CTF taking legal action to force feds to disclose who stayed in $6K hotel room

Author: Ryan Thorpe 2023/02/15

The Canadian Taxpayers Federation is launching a legal challenge with the Office of the Information Commissioner to force the government to disclose who stayed in the $6,000-per-night luxury hotel suite during Queen Elizabeth II’s state funeral.

The CTF filed an access-to-information request for documents showing who stayed in the room. But the government redacted the name of the individual in question, citing security concerns and a clause in the Access to Information Act that prohibits the release of personal information.

“As a matter of principle, the government owes taxpayers transparency,” said Franco Terrazzano, Federal Director of the CTF. “Taxpayers paid the bills, and we deserve to know who wasted our money staying in the $6,000-per-night hotel room.”

Canada sent a sizeable delegation to Queen Elizabeth II’s state funeral in London in September 2022. 

The delegation included Prime Minister Justin Trudeau and his family, Governor General Mary Simon, four former prime ministers, two former governors general and three First Nations leaders, among others. 

In October 2022, the Toronto Sun reported the delegation expensed nearly $400,000 in hotel costs alone, including the $6,000-per-night “River Suite” at the Corinthia Hotel. 

The Corinthia is described as “one of the top luxury hotels in central London,” and the $6,000-per-night suite boasts a view of the River Thames, a marble bathroom and “complimentary butler service.”

“Several top-shelf hotels including The Four Seasons, The Langham, The Savoy, even the Shangri La all offer lower prices than the Corinthia,” according to the Toronto Sun.

In response to questions from the Toronto Sun, the government refused to identify the individual who had stayed in the River Suite. 
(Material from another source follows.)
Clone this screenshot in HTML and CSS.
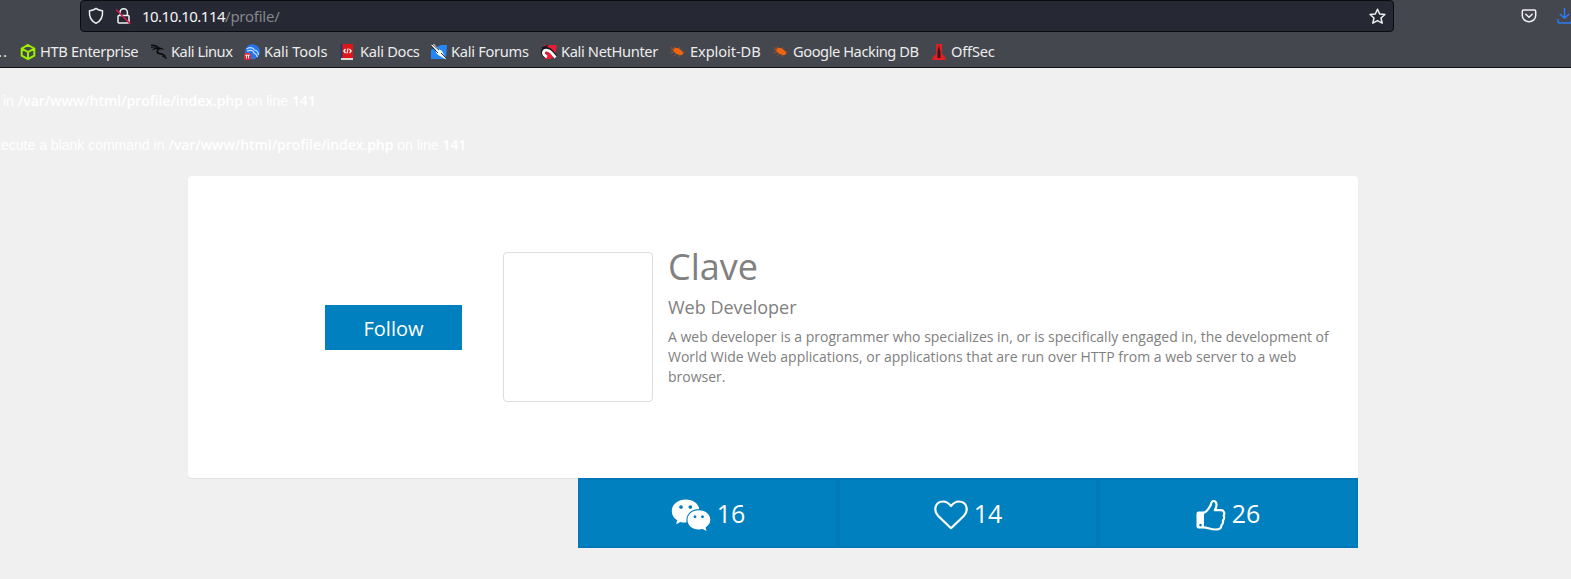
FILE: index.html
```html
<!DOCTYPE html>
<html lang="en">
<head>
<meta charset="utf-8">
<title>Profile</title>
<link rel="stylesheet" href="styles.css">
</head>
<body>
<header class="browser">
  <div class="navbar">
    <div class="urlbar">
      <svg class="shield" width="16" height="18" viewBox="0 0 16 18"><path d="M8 1.4C6.2 2.8 3.7 3.5 1.5 3.7C1 9 2.700 13.700 8 16.300C13.300 13.700 15 9 14.500 3.700C12.300 3.500 9.800 2.800 8 1.400Z"/></svg>
      <svg class="lock" width="15" height="18" viewBox="0 0 15 18"><path d="M4 8V5.500A3.700 3.700 0 0 1 11.400 5.500V8"/><rect x="2" y="8.500" width="11" height="7.500" rx="1"/><path class="slash" d="M.5 3L14 16.500"/></svg>
      <span class="url">10.10.10.114<span class="path">/profile/</span></span>
      <svg class="star" width="17" height="17" viewBox="0 0 17 17"><path d="M8.500 1.200L10.700 6L15.900 6.500L12 10L13.200 15.200L8.500 12.600L3.800 15.200L5 10L1.100 6.500L6.300 6Z"/></svg>
    </div>
    <svg class="pocket" width="16" height="16" viewBox="0 0 16 16"><path d="M2.500 2H13.500Q14.700 2 14.700 3.200V7.500A6.700 6.200 0 0 1 1.300 7.500V3.200Q1.300 2 2.500 2Z"/><path d="M4.800 6.300L8 9.200L11.200 6.300"/></svg>
    <svg class="download" width="16" height="18" viewBox="0 0 16 18"><path d="M7.500 1.500V11M3.200 7.200L7.500 11.300L11.800 7.200M1 12.500V14.500Q1 16 2.500 16H13Q14.500 16 14.500 14.500V12.500"/></svg>
  </div>
  <nav class="bookmarks">
    <span class="more">..</span>
    <a class="bm htb"><svg width="16" height="16" viewBox="0 0 16 16"><path d="M8 1L14.300 4.500V11.700L8 15.200L1.700 11.700V4.500ZM1.700 4.500L8 8L14.300 4.500M8 8V15" fill="none" stroke="#9fef00" stroke-width="2"/></svg><span>HTB Enterprise</span></a>
    <a class="bm linux"><svg width="16" height="16" viewBox="0 0 16 16"><path d="M0 .5Q6 .4 8.500 3.500Q12 3.500 13.500 6Q11 4.800 8 5.700C6 8 8 8.700 11 9.200Q15 10 16 15.700Q13.500 11.300 10 10.800C5 10.300 4.500 8 6.500 5Q3.500 4.500 .5 6.500Q2.500 3.500 7 3.300Q4 1.600 0 2Z" fill="#0a0b0c"/><path d="M11 12Q14 12 14.500 15M0 3.500Q3 2.600 6 3" stroke="#0a0b0c" fill="none"/></svg><span>Kali Linux</span></a>
    <a class="bm tools"><svg width="16" height="16" viewBox="0 0 16 16"><circle cx="8.500" cy="7.800" r="7.500" fill="#2475ee"/><path d="M2.500 5Q8 2 10.500 6Q14 6.500 14.500 11M3 7Q9 5 10 9Q12.500 10 13.500 13" fill="none" stroke="#c6e3ff" stroke-width="1.200"/><rect y="9" width="7" height="7" rx="2" fill="#e3262d"/><path d="M1.200 11.200H5.800M2.500 11.200V14.500M4.500 11.200V14.500" stroke="#fff" stroke-width=".9"/></svg><span>Kali Tools</span></a>
    <a class="bm docs"><svg width="16" height="16" viewBox="0 0 16 16"><path d="M.5 0H2.500V15H.5Z" fill="#25366c"/><path d="M2.500 0H13V14H2.500Z" fill="#df1519"/><path d="M1 14H13V16H1Z" fill="#ddd7d5"/><path d="M5.500 5L3.800 7L5.500 9M9.500 5L11.200 7L9.500 9M8 4.500L7 9.500" fill="none" stroke="#fff" stroke-width="1.200"/></svg><span>Kali Docs</span></a>
    <a class="bm forums"><svg width="16" height="16" viewBox="0 0 16 16"><path d="M0 6L10 1H16L15 15H0Z" fill="#2487f7"/><path d="M0 1L3 0L7 4.500L11 7L15 15.500L8 11.500Q4 9 5 6Z" fill="#fff"/><path d="M0 2L7 9M1 0L8 6M10 9L15 14" stroke="#17202b" stroke-width=".9"/></svg><span>Kali Forums</span></a>
    <a class="bm hunter"><svg width="16" height="16" viewBox="0 0 16 16"><path d="M3 1H16L14 12L10 15H4L0 10Z" fill="#e61c38"/><path d="M0 4Q4 1 8 1L4 5Z" fill="#15191d"/><path d="M4.500 12.500C-.5 8.500 2.500 4 6.500 5.200C9.500 5.200 9.500 7.500 12 9.500L14.500 13" fill="none" stroke="#15191d" stroke-width="4"/><path d="M6 13C0 10 2.500 5.500 6.500 6.300C9.500 6.300 9.500 8.500 12 10.500L14.500 13.500" fill="none" stroke="#fff" stroke-width="2.800"/></svg><span>Kali NetHunter</span></a>
    <a class="bm exploit"><svg width="16" height="16" viewBox="0 0 16 16"><ellipse cx="8.200" cy="7.500" rx="5.500" ry="2.900" transform="rotate(28 8.200 7.500)" fill="#ee6411"/><path d="M3 6L1 3M5 5L4 2.500M9 5L10 3M12 8L15 8M4 8L.5 9M6 10L4 12M9 11L9 13M1 6L4 6" stroke="#b95222" stroke-width=".8"/></svg><span>Exploit-DB</span></a>
    <a class="bm google"><svg width="16" height="16" viewBox="0 0 16 16"><ellipse cx="8.200" cy="7.500" rx="5.500" ry="2.900" transform="rotate(28 8.200 7.500)" fill="#ee6411"/><path d="M3 6L1 3M5 5L4 2.500M9 5L10 3M12 8L15 8M4 8L.5 9M6 10L4 12M9 11L9 13M1 6L4 6" stroke="#b95222" stroke-width=".8"/></svg><span>Google Hacking DB</span></a>
    <a class="bm offsec"><svg width="16" height="16" viewBox="0 0 16 16"><path d="M5.200 0H11V10L14.500 13.500V16H1.500V13.500L5.200 10Z" fill="#e51e22"/><path d="M7.800 1L9.500 8V14H6.500V8Z" fill="#35171b"/></svg><span>OffSec</span></a>
  </nav>
</header>
<main class="page">
  <p class="warning first">in <b>/var/www/html/profile/index.php</b> on line <b>141</b></p>
  <p class="warning second">xecute a blank command in <b>/var/www/html/profile/index.php</b> on line <b>141</b></p>
  <section class="card">
    <button class="follow">Follow</button>
    <div class="avatar"></div>
    <div class="bio">
      <h1>Clave</h1>
      <h2>Web Developer</h2>
      <p>A web developer is a programmer who specializes in, or is specifically engaged in, the development of<br>World Wide Web applications, or applications that are run over HTTP from a web server to a web<br>browser.</p>
    </div>
  </section>
  <section class="stats">
    <div class="stat"><svg width="40" height="34" viewBox="0 0 40 34"><path fill-rule="evenodd" d="M14.500 1.500C22 1.500 27.400 5.500 28.200 11C20.500 11 14.500 16 15.500 24.500C13 24.700 11 24.500 9.500 24L5 26.300L6.300 22.200C2.500 20 .8 16.800 .8 13.200C.8 6.500 7 1.500 14.500 1.500ZM10 7.200a1.800 1.800 0 1 0 .01 0ZM19.300 7.200a1.800 1.800 0 1 0 .01 0ZM27.800 12.300C34.500 12.300 39.300 16.500 39.300 21.800C39.300 25 37.700 27.500 34.500 29.500L35.500 33L31.800 31C22.500 33 16.500 28 16.500 22C16.500 16.500 21.300 12.300 27.800 12.300ZM24 17.300a1.400 1.400 0 1 0 .01 0ZM31.500 17.300a1.400 1.400 0 1 0 .01 0Z"/></svg><span>16</span></div>
    <div class="stat"><svg width="34" height="30" viewBox="0 0 34 30"><path class="line" d="M17 28.200L4 15.700C-.5 11 .5 1.500 9.200 1.500C13.200 1.500 15.500 4.200 17 6C18.500 4.200 20.800 1.500 24.800 1.500C33.500 1.500 34.500 11 30 15.700Z"/></svg><span>14</span></div>
    <div class="stat"><svg width="30" height="32" viewBox="0 0 30 32"><path fill-rule="evenodd" d="M2.500 12.500H8V29.500H2.500Q.5 29.500 .5 27.500V14.500Q.5 12.500 2.500 12.500ZM4.500 24.800a1.300 1.300 0 1 0 .01 0Z"/><path class="line" d="M7.500 13.800C11.500 13 13 8.500 14.500 6.500C15.300 5.300 14.800 2 17.500 2C21 2 21.500 6.500 18.800 11.200H25C27.700 11.200 29.200 14 27.700 16.500C28.500 18.500 28 20.300 27 21.500C27.300 23.500 26.700 25.200 25.500 26.300C25.300 29.300 23.500 30.500 20 30.500C14 30.500 11.500 28.300 7.500 28.300"/></svg><span>26</span></div>
  </section>
</main>
</body>
</html>
```
FILE: styles.css
```css
* { box-sizing: border-box; }
body { margin: 0; height: 579px; overflow: hidden; background: #f0f0f0; font-family: "Open Sans", sans-serif; }
svg { display: block; flex: none; overflow: visible; }
.browser { height: 68px; overflow: hidden; background: #44474d; border-bottom: 1px solid #0d0e13; font-family: "Noto Sans", sans-serif; }
.navbar { display: flex; align-items: center; height: 32px; padding-left: 80px; }
.navbar svg { fill: none; stroke: #f0f0f3; stroke-width: 1.5; stroke-linejoin: round; stroke-linecap: round; }
.urlbar { display: flex; align-items: center; flex: none; width: 1314px; height: 32px; padding: 0 7px; background: #262833; border: 1px solid #0b0c12; border-radius: 4px; }
.urlbar .lock { margin-left: 12px; }
.navbar .slash { stroke: #d91b4a; }
.url { margin-left: 11px; font-size: 15px; letter-spacing: -.52px; color: #f5f5f7; white-space: nowrap; }
.path { color: #85868d; letter-spacing: -.25px; }
.star { margin-left: auto; }
.pocket { margin-left: 127px; }
.navbar .download { margin-left: 20px; stroke: #2d7bf5; }
.bookmarks { display: flex; align-items: center; height: 36px; padding-top: 3px; color: #ececed; font-size: 14.67px; white-space: nowrap; }
.more { width: 20px; letter-spacing: 1px; margin-top: -2px; margin-left: -2px; margin-right: 2px; }
.bm { display: flex; align-items: center; gap: 4px; flex: none; }
.bm span { margin-top: -2px; }
.htb { width: 131px; letter-spacing: -.36px; }
.linux { width: 93px; letter-spacing: -.45px; }
.tools { width: 96px; letter-spacing: -.1px; }
.docs { width: 91px; letter-spacing: -.3px; }
.forums { width: 110px; letter-spacing: -.3px; }
.hunter { width: 129px; letter-spacing: -.36px; }
.exploit { width: 103px; letter-spacing: -.1px; }
.google { width: 158px; letter-spacing: -.44px; }
.offsec { letter-spacing: -.2px; }
.page { padding: 0 213px 0 188px; }
.warning { margin: 0 0 24px; height: 20px; line-height: 20px; font-family: "Liberation Sans", sans-serif; font-size: 14px; color: #fff; white-space: nowrap; }
.warning b { font-family: "Open Sans", sans-serif; font-weight: 600; letter-spacing: -.05px; }
.first { margin-left: -185px; padding-top: 23px; height: 43px; }
.second { margin-left: -194px; margin-bottom: 21px; }
.card { display: flex; height: 302px; padding: 76px 0 0 137px; background: #fff; border-radius: 4px; box-shadow: 0 1px 1px rgba(0,0,0,.06); }
.follow { width: 137px; height: 45px; margin-top: 53px; padding: 2px 0 0; border: 0; background: #0080be; color: #fff; font: 20px "Open Sans", sans-serif; }
.avatar { width: 150px; height: 150px; margin-left: 41px; border: 1px solid #ddd; border-radius: 4px; }
.bio { margin-left: 15px; color: #808080; white-space: nowrap; }
.bio h1 { margin: -5px 0 0; font-size: 36px; line-height: 40px; font-weight: 400; }
.bio h2 { margin: 10px 0; font-size: 18px; line-height: 20px; font-weight: 400; }
.bio p { margin: 0; font-size: 14px; line-height: 20px; }
.stats { display: flex; margin-left: 390px; }
.stat { display: flex; align-items: center; justify-content: center; gap: 6px; width: 260px; height: 70px; padding-top: 2px; background: #0080be; box-shadow: inset 0 0 0 2px #0078b5; color: #fff; font-size: 25px; }
.stat span { margin-top: -2px; }
.stat svg { fill: #fff; margin-top: 1px; }
.stat .line { fill: none; stroke: #fff; stroke-width: 2.2; stroke-linejoin: round; }
```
Soon after, a spokesperson for Governor General Mary Simon – who was then in hot water over runaway costs on her March 2022 trip to the Middle East – confirmed she did not stay in the River Suite.  

This week, the Toronto Sun reported that bureaucrats in Global Affairs drafted several responses to media requests on the matter, but were ordered not to respond by political staff in Minister Melanie Joly’s office. 

Last fall, the CTF filed an access-to-information request seeking documents naming the person who stayed in the River Suite. The CTF received a response, but the name in question had been redacted. 

The government cited clauses “16(2)” and “19(1)” of the Access to Information Act when justifying its decision to redact the name, which relate to “security” and “personal information,” respectively. 

A lawyer representing the CTF has filed an official complaint with the OIC, seeking to compel the government to release the unredacted records. 

“Prime Minister Justin Trudeau needs to come clean and tell taxpayers who stayed in the River Suite,” Terrazzano said. “You don’t get to be prime minister and hide how you spend our tax dollars.”

The OIC is the body responsible for investigating complaints and resolving disputes related to the federal access-to-information system.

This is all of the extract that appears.